The internet is great for many things: memes, getting stuck down Wikipedia rabbit holes, photos of what cats look like from underneath when they're on glass tables. But... the internet is also a horrendous place, where a multitude of bad things happen every day, and where we are forced into an existential crisis about whether the 'vibe' is 'shifting'.
What does that even mean?
Well, 'vibe shift' is now a term for the phenomenon of trends dying overnight. It's the feeling of everything you're doing, watching and wearing becoming uncool quicker than you can keep up.
The internet has been nose diving this week following an article on The Cut from writer Allison P. Davis, who is no stranger to game-changing - dare I even say, 'vibe shifting'??? - viral yarns. Titled 'A Vibe Shift is Coming, Will any of us survive it?', the story argues, backed by commentary from 'trend forecaster' Sean Monahan, that there have been four great 'vibe shifts' in the 21st century: hipster/indie sleaze music (2003-2009), post-internet/techno revival (2010-2016), Hypebeast/woke (2016-2021), and... now.
A vibe shift is coming. But not everyone survives a vibe shift, writes @AllisonPDavis https://t.co/BsiFwHw45A
— New York Magazine (@NYMag) February 16, 2022
My understanding from this is that 'vibe shift' is basically a way of defining the kinds of t-shirts we have previously worn as if they are the three periods of the Mesozoic Era.
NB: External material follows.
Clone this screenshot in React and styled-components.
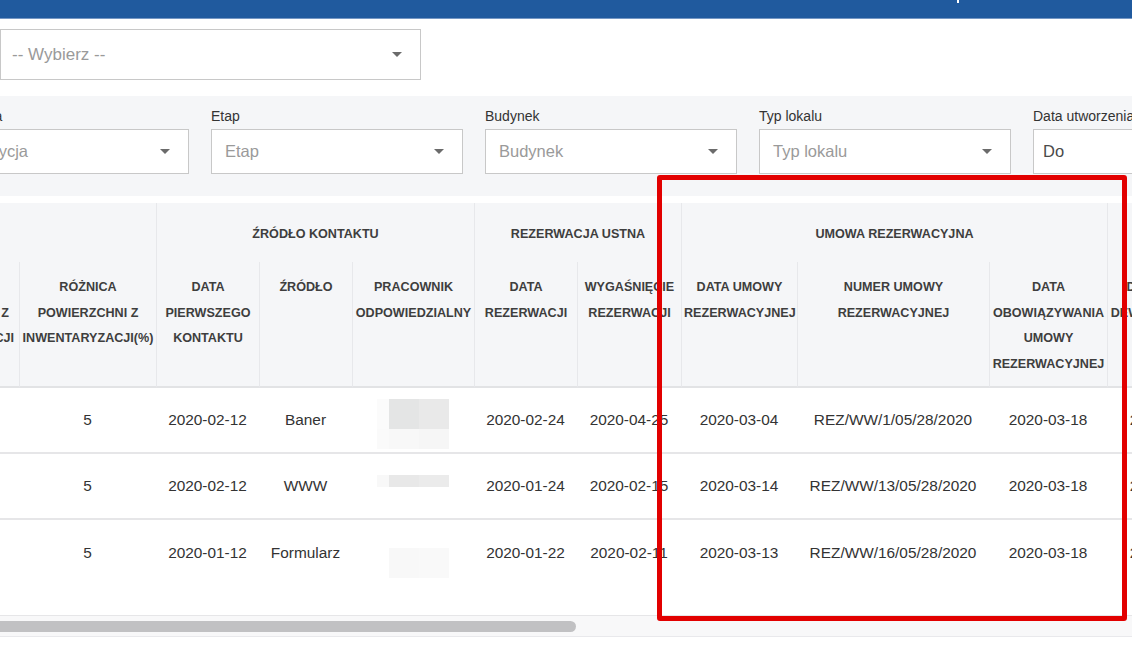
import React from "react";
import styled, { createGlobalStyle } from "styled-components";

const GlobalStyle = createGlobalStyle`
  *, *::before, *::after {
    box-sizing: border-box;
  }
  html,
  body {
    margin: 0;
    padding: 0;
    background: #fff;
  }
  body {
    font-family: "Liberation Sans", Arial, sans-serif;
    color: #333;
    overflow: hidden;
  }
`;

const Page = styled.div`
  position: relative;
  width: 1132px;
  height: 667px;
  overflow: hidden;
`;

const TopBar = styled.header`
  display: flex;
  height: 19px;
  background: #205a9e;
  border-bottom: 1px solid #7597c4;
`;

const BarTick = styled.span`
  margin-left: 957px;
  width: 2px;
  height: 3px;
  background: #fff;
`;

const SelectRow = styled.div`
  padding-top: 10px;
`;

const Select = styled.div`
  display: flex;
  align-items: center;
  justify-content: space-between;
  width: ${(props) => props.$width || "100%"};
  height: ${(props) => props.$height || 45}px;
  padding: 0 ${(props) => props.$pr || 18}px 0 ${(props) => props.$pl || 13}px;
  background: #fff;
  border: 1px solid #c8c8c8;
  font-size: ${(props) => props.$size || 16.5}px;
  color: ${(props) => (props.$dark ? "#4a4a4a" : "#9a9a9a")};
  white-space: nowrap;
`;

const Caret = styled.span`
  flex: none;
  width: 0;
  height: 0;
  border-left: 5px solid transparent;
  border-right: 5px solid transparent;
  border-top: 5px solid #6b6b6b;
`;

const FilterPanel = styled.section`
  margin-top: 16px;
  height: 100px;
  background: #f5f6f8;
  padding: 12px 0 0;
`;

const FilterGrid = styled.div`
  display: grid;
  grid-template-columns: repeat(5, 252px);
  column-gap: 22px;
  margin-left: -63px;
`;

const Field = styled.div`
  display: flex;
  flex-direction: column;
  gap: 4px;
`;

const Label = styled.label`
  font-size: 14px;
  line-height: 17px;
  color: #333;
  white-space: nowrap;
`;

const TableArea = styled.div`
  margin-top: 7px;
  padding-bottom: 30px;
`;

const Table = styled.table`
  table-layout: fixed;
  border-collapse: separate;
  border-spacing: 0;
  margin-left: -103px;
  width: 1454px;
`;

const GroupCell = styled.th`
  height: 59px;
  padding: 3px 2px 0;
  background: #f5f6f8;
  border-left: 1px solid #e7e8eb;
  font-size: 12.6px;
  font-weight: 700;
  color: #3e3e3e;
  text-align: center;
  vertical-align: middle;
  white-space: nowrap;
`;

const HeadCell = styled.th`
  height: 126px;
  padding: 13px 2px 0;
  background: #f5f6f8;
  border-left: 1px solid #e7e8eb;
  border-bottom: 2px solid #e2e3e5;
  font-size: 12.6px;
  line-height: 25.5px;
  font-weight: 700;
  color: #3e3e3e;
  text-align: center;
  vertical-align: top;
  white-space: nowrap;
`;

const Row = styled.tr`
  &:last-child td {
    border-bottom: none;
    height: 65px;
  }
`;

const Cell = styled.td`
  height: 66px;
  padding: 0 2px;
  border-bottom: 2px solid #e6e6e8;
  font-size: 15.4px;
  color: #333;
  text-align: center;
  vertical-align: middle;
  white-space: nowrap;
`;

const Blur = styled.div`
  display: grid;
  grid-template-columns: 12px 30px 30px;
  grid-template-rows: ${(props) => props.$rows};
  width: 72px;
  margin: 0 auto;
  transform: translateY(${(props) => props.$dy}px);
`;

const BlurPixel = styled.span`
  background: ${(props) => props.$c};
`;

const ScrollTrack = styled.div`
  display: flex;
  align-items: center;
  height: 22px;
  background: #f8f8f9;
  border-top: 1px solid #e6e6e8;
  border-bottom: 1px solid #e9e9ec;
`;

const ScrollThumb = styled.div`
  margin-left: -10px;
  width: 586px;
  height: 11px;
  border-radius: 6px;
  background: #c1c1c3;
`;

const Highlight = styled.div`
  position: absolute;
  left: 657px;
  top: 175px;
  width: 470px;
  height: 446px;
  border: 5px solid #e20000;
  border-radius: 3px;
  pointer-events: none;
`;

const filters = [
  { label: "Inwestycja", value: "Inwestycja", caret: true },
  { label: "Etap", value: "Etap", caret: true },
  { label: "Budynek", value: "Budynek", caret: true },
  { label: "Typ lokalu", value: "Typ lokalu", caret: true },
  { label: "Data utworzenia", value: "Do", dark: true },
];

const colWidths = [122, 137, 103, 93, 122, 103, 104, 116, 192, 118, 124, 120];

const groups = [
  { title: "", span: 2 },
  { title: "ŹRÓDŁO KONTAKTU", span: 3 },
  { title: "REZERWACJA USTNA", span: 2 },
  { title: "UMOWA REZERWACYJNA", span: 3 },
  { title: "UMOWA DEWELOPERSKA", span: 2 },
];

const columns = [
  ["RÓŻNICA", "POWIERZCHNI Z", "INWENTARYZACJI"],
  ["RÓŻNICA", "POWIERZCHNI Z", "INWENTARYZACJI(%)"],
  ["DATA", "PIERWSZEGO", "KONTAKTU"],
  ["ŹRÓDŁO"],
  ["PRACOWNIK", "ODPOWIEDZIALNY"],
  ["DATA", "REZERWACJI"],
  ["WYGAŚNIĘCIE", "REZERWACJI"],
  ["DATA UMOWY", "REZERWACYJNEJ"],
  ["NUMER UMOWY", "REZERWACYJNEJ"],
  ["DATA", "OBOWIĄZYWANIA", "UMOWY", "REZERWACYJNEJ"],
  ["DATA UMOWY", "DEWELOPERSKIEJ"],
  ["NUMER UMOWY", "DEWELOPERSKIEJ"],
];

// blurred employee names: rows of pixels
const blurs = [
  {
    rows: "30px 20px",
    dy: 4,
    pixels: ["#fbfbfb", "#e4e5e5", "#e9e9e9", "#fafafa", "#f8f8f8", "#f6f6f6"],
  },
  {
    rows: "12px",
    dy: -5,
    pixels: ["#f8f8f8", "#e8e8e8", "#ebebeb"],
  },
  {
    rows: "30px",
    dy: 10,
    pixels: ["#fff", "#f8f8f8", "#f9f9f9"],
  },
];

const rows = [
  {
    cells: ["3", "5", "2020-02-12", "Baner", null, "2020-02-24", "2020-04-25", "2020-03-04", "REZ/WW/1/05/28/2020", "2020-03-18", "2020-04-10", "DEW/WW/1/2020"],
  },
  {
    cells: ["3", "5", "2020-02-12", "WWW", null, "2020-01-24", "2020-02-15", "2020-03-14", "REZ/WW/13/05/28/2020", "2020-03-18", "2020-04-12", "DEW/WW/13/2020"],
  },
  {
    cells: ["3", "5", "2020-01-12", "Formularz", null, "2020-01-22", "2020-02-11", "2020-03-13", "REZ/WW/16/05/28/2020", "2020-03-18", "2020-04-14", "DEW/WW/16/2020"],
  },
];

const Lines = ({ lines }) =>
  lines.map((line, i) => (
    <React.Fragment key={i}>
      {i > 0 && <br />}
      {line}
    </React.Fragment>
  ));

export const App = () => {
  return (
    <Page>
      <GlobalStyle />
      <TopBar>
        <BarTick />
      </TopBar>

      <SelectRow>
        <Select $width="421px" $height={51} $pl={11} $pr={18} $size={17}>
          -- Wybierz --
          <Caret />
        </Select>
      </SelectRow>

      <FilterPanel>
        <FilterGrid>
          {filters.map((f) => (
            <Field key={f.label}>
              <Label>{f.label}</Label>
              <Select $dark={f.dark} $pl={f.dark ? 9 : 13}>
                {f.value}
                {f.caret && <Caret />}
              </Select>
            </Field>
          ))}
        </FilterGrid>
      </FilterPanel>

      <TableArea>
        <Table>
          <colgroup>
            {colWidths.map((w, i) => (
              <col key={i} style={{ width: w }} />
            ))}
          </colgroup>
          <thead>
            <tr>
              {groups.map((g, i) => (
                <GroupCell key={i} colSpan={g.span}>
                  {g.title}
                </GroupCell>
              ))}
            </tr>
            <tr>
              {columns.map((c, i) => (
                <HeadCell key={i}>
                  <Lines lines={c} />
                </HeadCell>
              ))}
            </tr>
          </thead>
          <tbody>
            {rows.map((r, ri) => (
              <Row key={ri}>
                {r.cells.map((v, ci) => (
                  <Cell key={ci}>
                    {v === null ? (
                      <Blur $rows={blurs[ri].rows} $dy={blurs[ri].dy}>
                        {blurs[ri].pixels.map((c, pi) => (
                          <BlurPixel key={pi} $c={c} />
                        ))}
                      </Blur>
                    ) : (
                      v
                    )}
                  </Cell>
                ))}
              </Row>
            ))}
          </tbody>
        </Table>
      </TableArea>

      <ScrollTrack>
        <ScrollThumb />
      </ScrollTrack>

      <Highlight />
    </Page>
  );
};

export default App;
Apparently, we now must choose between remaining in the Jurassic period or grabbing a brand new tee.
There have been many signs that a shift was coming, before we knew that a change in trends now has a fancy term. The Kids™ are emerging from years of COVID isolation wearing low-rise jeans and posting blurry flash photography online, for example. The rest of us are shaking our heads in confusion and horror.
Many have pointed out that intently dissecting culture in this way feels unnecessary. But is that not what we've been doing for years now? There have been hundreds of think pieces about the death of skinny jeans, whether 'cancel culture' actually exists and 2021's 'vibe shift'-adjacent term, cheugy. Everything, no matter how niche or innocuous in the real world, becomes ripe for discussion on the internet.